Thought for the month:

Come regularly to meeting for worship even when you are angry, depressed, tired or spiritually cold. In the silence ask for and accept the prayerful support of others joined with you in worship …. Let meeting for worship nourish your whole life” (Advices & queries, 10)

Sometimes one is asked what is Quaker meeting for worship or why do Friends sit in silence. The following is how some Friends experience Meeting:

 “The joy of Quaker worship for me is that I am engaged with the others present in this spiritual exercise. I am upheld by them; I am upholding them. In this communal act we become something more significant than our separate selves; our worship can find something greater than our individual efforts. The initial part of the Meeting for Worship usually requires a time to settle and to find this focus and attentiveness. I do not fight the restless thoughts but give way to the intent of being ready to enter into worship …

(Taken from New Light: 12 Quaker Voices edited by Jennifer Kavanagh (published by O Books and in our Meeting House library)

Journey into Quakerism

A moving account of how Jacinta White came to join the Religious Society of Friends appears in the Friend (November 15). Jacinta

(a member of Horsham Meeting) emphasises that in her initial quest she was not given a list of dos and donts but just invited to come to Meeting “to see for herself”.

Suffering from autism, Jacinta writes “A most important lesson was the testimony of equality. That we are all unique and precious, children of the same God … I feel supported and directed by our testimonies of Simplicity, Truth, Equality, Peace and Sustainability” (our Quaker STEPs).

Helping to Support Oxford’s Garden Project

Alan Allport (Oxford LM) and Deb Arrowsmith donned safety vests and helmets to promote Oxford Meeting’s development project at Burford earlier this month. Burford Meeting was introduced to the why/what /who /how and when of the major programme. This includes a new green roofed garden room, new improved kitchen facilities – all designed to increase OLM services as a drop in centre with sustainability very much in mind.  Information from The Office, Oxford Meeting.

Burford LM is hoping to provide an interest-free loan to help finance the project.

Recycle Your Cycle

According to an advertisement in The Times (November 10) thousands of cycles in the UK lie unused in sheds or are even thrown away. Re-cycle.org collects and ships unwanted bikes to rural communities in

Africa having donated over 111,000 bicycles since the eco-friendly

charity began in 1998. If you have visited South Africa you will have seen people walking great distances along dusty roads in the hot sun.

Your unwanted cycle and/or a financial donation will also provide accessories for repairing bikes and the necessary training involved.

Re-cycle’s Christmas campaign this year is Give the Gift of Independence.
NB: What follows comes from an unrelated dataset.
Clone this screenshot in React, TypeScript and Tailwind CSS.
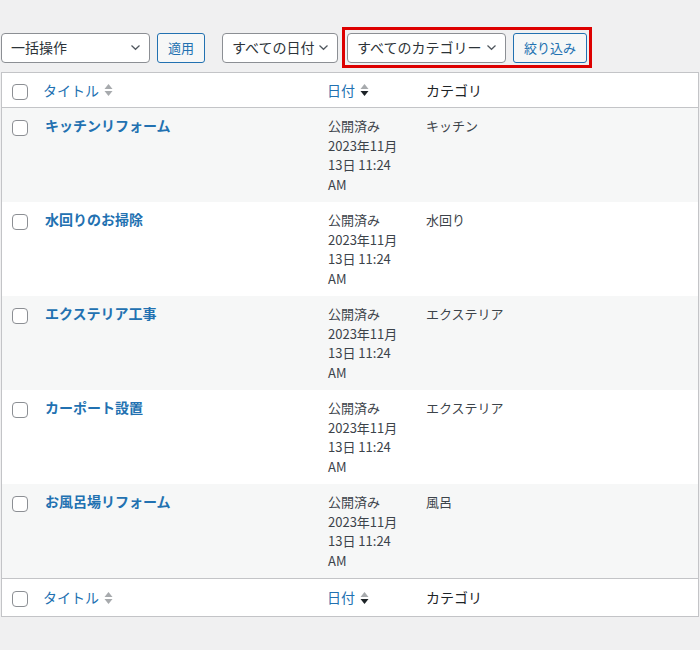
import React from "react";

const font = { fontFamily: '"Noto Sans CJK JP", "Noto Sans", sans-serif' };

type Post = { title: string; category: string };

const posts: Post[] = [
  { title: "キッチンリフォーム", category: "キッチン" },
  { title: "水回りのお掃除", category: "水回り" },
  { title: "エクステリア工事", category: "エクステリア" },
  { title: "カーポート設置", category: "エクステリア" },
  { title: "お風呂場リフォーム", category: "風呂" },
];

function Chevron() {
  return (
    <svg width="11" height="7" viewBox="0 0 11 7" className="shrink-0">
      <path d="M1.5 1.5 L5.5 5.3 L9.5 1.5" fill="none" stroke="#50575e" strokeWidth="1.2" />
    </svg>
  );
}

function Select({ label, width }: { label: string; width: string }) {
  return (
    <div
      className={`${width} flex h-[30px] items-center justify-between rounded-[4px] border border-[#8c8f94] bg-white pl-[9px] pr-[8px] text-[14px] text-[#2c3338]`}
    >
      <span className="whitespace-nowrap">{label}</span>
      <Chevron />
    </div>
  );
}

function Button({ label, width }: { label: string; width: string }) {
  return (
    <div
      className={`${width} flex h-[30px] items-center justify-center rounded-[3px] border border-[#2271b1] bg-[#f6f7f7] text-[13px] text-[#2271b1]`}
    >
      {label}
    </div>
  );
}

function Checkbox() {
  return <div className="h-[16px] w-[16px] rounded-[4px] border border-[#8c8f94] bg-white" />;
}

function SortIcon({ active }: { active?: boolean }) {
  return (
    <svg width="9" height="14" viewBox="0 0 9 14" className="ml-[5px] shrink-0">
      <polygon points="4.5,1 8.5,6 0.5,6" fill="#a7aaad" />
      <polygon points="4.5,13 8.5,8 0.5,8" fill={active ? "#1d2327" : "#a7aaad"} />
    </svg>
  );
}

function HeaderRow({ top }: { top?: boolean }) {
  const pad = top ? "py-[8px] leading-[18px]" : "py-[9px] leading-[19px]";
  return (
    <div
      className={`grid grid-cols-[31px_284px_99px_1fr] ${top ? "border-b" : "border-t"} border-[#c3c4c7] text-[14px]`}
    >
      <div className={`pl-[10px] ${top ? "pt-[11px]" : "pt-[12px]"}`}>
        <Checkbox />
      </div>
      <div className={`flex items-center pl-[10px] text-[#2271b1] ${pad}`}>
        タイトル
        <SortIcon />
      </div>
      <div className={`flex items-center pl-[10px] text-[#2271b1] ${pad}`}>
        日付
        <SortIcon active />
      </div>
      <div className={`pl-[10px] text-[#1d2327] ${pad}`}>カテゴリ</div>
    </div>
  );
}

export default function App() {
  return (
    <div className="min-h-[650px] bg-[#f0f0f1] px-[1px] pt-[27px]" style={font}>
      <div className="flex h-[41px] items-center">
        <Select label="一括操作" width="w-[149px]" />
        <div className="ml-[7px]">
          <Button label="適用" width="w-[48px]" />
        </div>
        <div className="ml-[17px]">
          <Select label="すべての日付" width="w-[116px]" />
        </div>
        <div className="ml-[4px] flex h-[41px] items-center gap-[7px] border-[3px] border-[#dd0000] px-[2px]">
          <Select label="すべてのカテゴリー" width="w-[159px]" />
          <Button label="絞り込み" width="w-[74px]" />
        </div>
      </div>

      <div className="mt-[4px] border border-[#c3c4c7] bg-white">
        <HeaderRow top />
        {posts.map((p, i) => (
          <div
            key={p.title}
            className={`grid grid-cols-[31px_284px_99px_1fr] ${i % 2 === 0 ? "bg-[#f6f7f7]" : "bg-white"}`}
          >
            <div className="pl-[10px] pt-[12px]">
              <Checkbox />
            </div>
            <div className="py-[8px] pl-[12px] text-[14px] font-semibold leading-[19.5px] text-[#2271b1]">
              {p.title}
            </div>
            <div className="py-[8px] pl-[11px] text-[13px] leading-[19.5px] text-[#3c434a]">
              <div>公開済み</div>
              <div>2023年11月</div>
              <div>13日 11:24</div>
              <div>AM</div>
            </div>
            <div className="py-[8px] pl-[10px] text-[13px] leading-[19.5px] text-[#3c434a]">
              {p.category}
            </div>
          </div>
        ))}
        <HeaderRow />
      </div>
    </div>
  );
}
Contact re-cycle.org or telephone) 01206 617865

Books! Books!

Landskipping by Anna Pavord

‘Landscape’ was considered a foreign word at first, often written as ‘landschap’, the Dutch word to describe the pictures that artists in England began to make in the eighteenth century.  This book shows the different ways the countryside has been viewed over the centuries.

Areas of the Lake District used to be seen as wild and savage lands not fit to be visited by cultured gentlefolk.  However, this view was changed by the poets and painters, who saw mountainous areas like the Lake District, the Highlands and Snowdonia as romantic.  Tourists flooded to these areas, armed with books, telling them where to stand,   

what landscape they should be gazing at and even how they should feel.  William Wordsworth, while extolling the beauty of the Lakes, had something of a nimbyish attitude to the new breed of tourists and wrote a tart poem.  ‘On seeing some Tourists of the Lakes pass by reading, a practise(sic) very common’.  It reminded me of two young people I saw recently on a bridle path, both avidly glued to their mobile phone screens.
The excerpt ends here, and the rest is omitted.